Real-World Advice for the Handwritten Note
If you’re staring at a blank card and feeling stuck, keep it simple. Authenticity beats eloquence every single time.
Try something like this: "Watching you with [Grandkid's Name] reminds me so much of when you were little, but seeing the man you've become is even better. You’re a natural."
Or, if you’re a family of few words: "I know it’s hard work, but you’re killing it. Happy Father’s Day, son."
That’s it. That’s all he needs.
Future-Proofing the Tradition
As Gen Z enters fatherhood, the expectations for Father's Day cards for son will shift again. This is a generation that values vulnerability and mental health. The cards will likely become even more focused on the emotional labor of parenting. We’re already seeing this with brands like Lovepop or independent artists on Etsy who focus on "gentle parenting" themes.

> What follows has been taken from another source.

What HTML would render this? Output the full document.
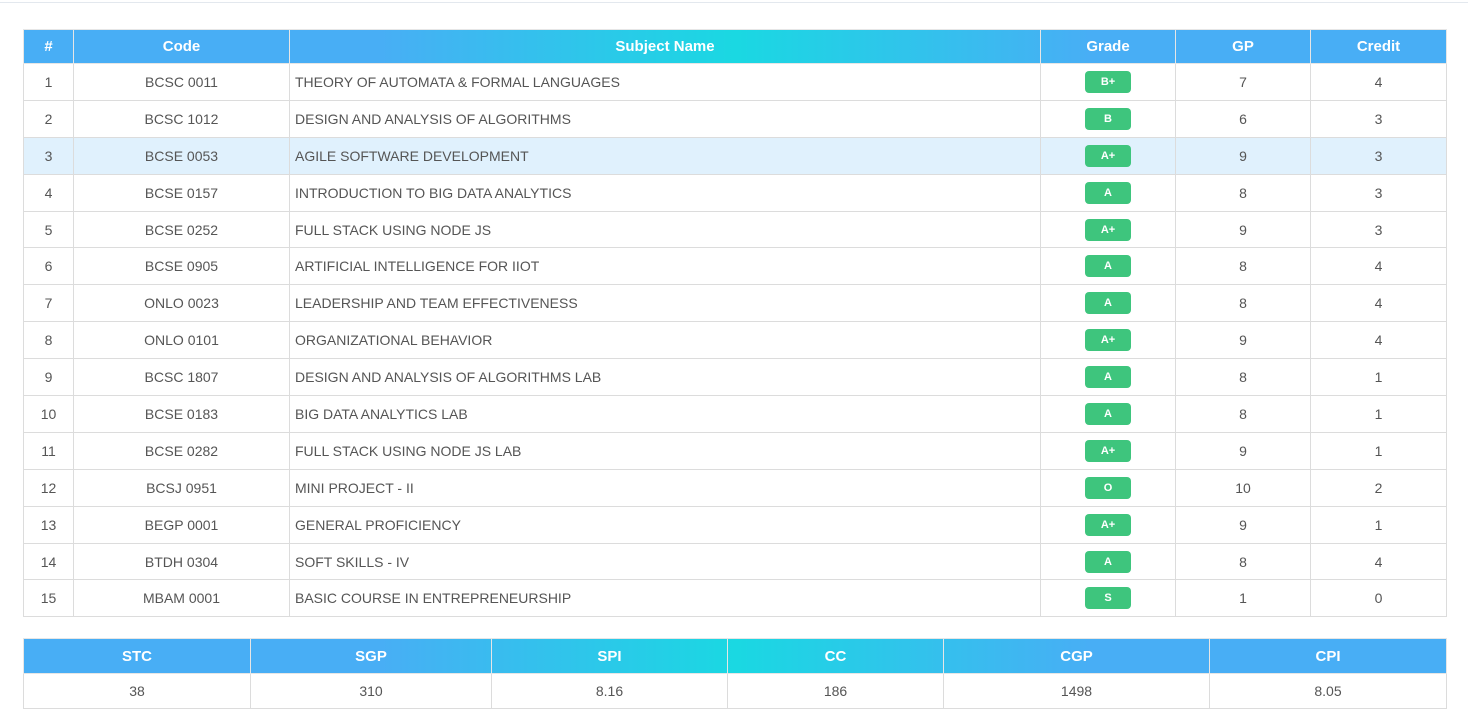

The tradition isn't going anywhere. It’s just evolving. Whether it’s a physical card, a digital shoutout, or a custom-made photo book, the act of a parent recognizing their son’s journey into fatherhood remains one of the most significant moments in a man’s life.
Practical Steps for Choosing the Right Card
- Assess the "Vibe": Is your son a sentimental guy or a "joke-a-minute" dad? Match the card to his personality, not yours.
- Check the "First" Status: If it's his first year, go for something that emphasizes the milestone. It only happens once.
- Look for Inclusive Imagery: If your son is a single dad, a stepdad, or part of a same-sex couple, ensure the card reflects his actual reality. Generic "Mom and Dad" imagery doesn't always fit.
- Buy Early, Write Late: Buy the card a week out so you have the best selection, but write the note the night before when you're feeling reflective.
- Consider a Small Add-on: A card is great, but a card tucked into a book about fatherhood or a gift card for a "coffee on me" during those early morning wake-ups is even better.
The most important thing to remember is that the card is a bridge. It connects your experience as a father to his. It’s a way of saying that even though the roles have changed, the bond hasn’t. He’s still your son, but he’s also a colleague in the most important job he'll ever have. Pick a card that reflects that duality, and you can’t go wrong.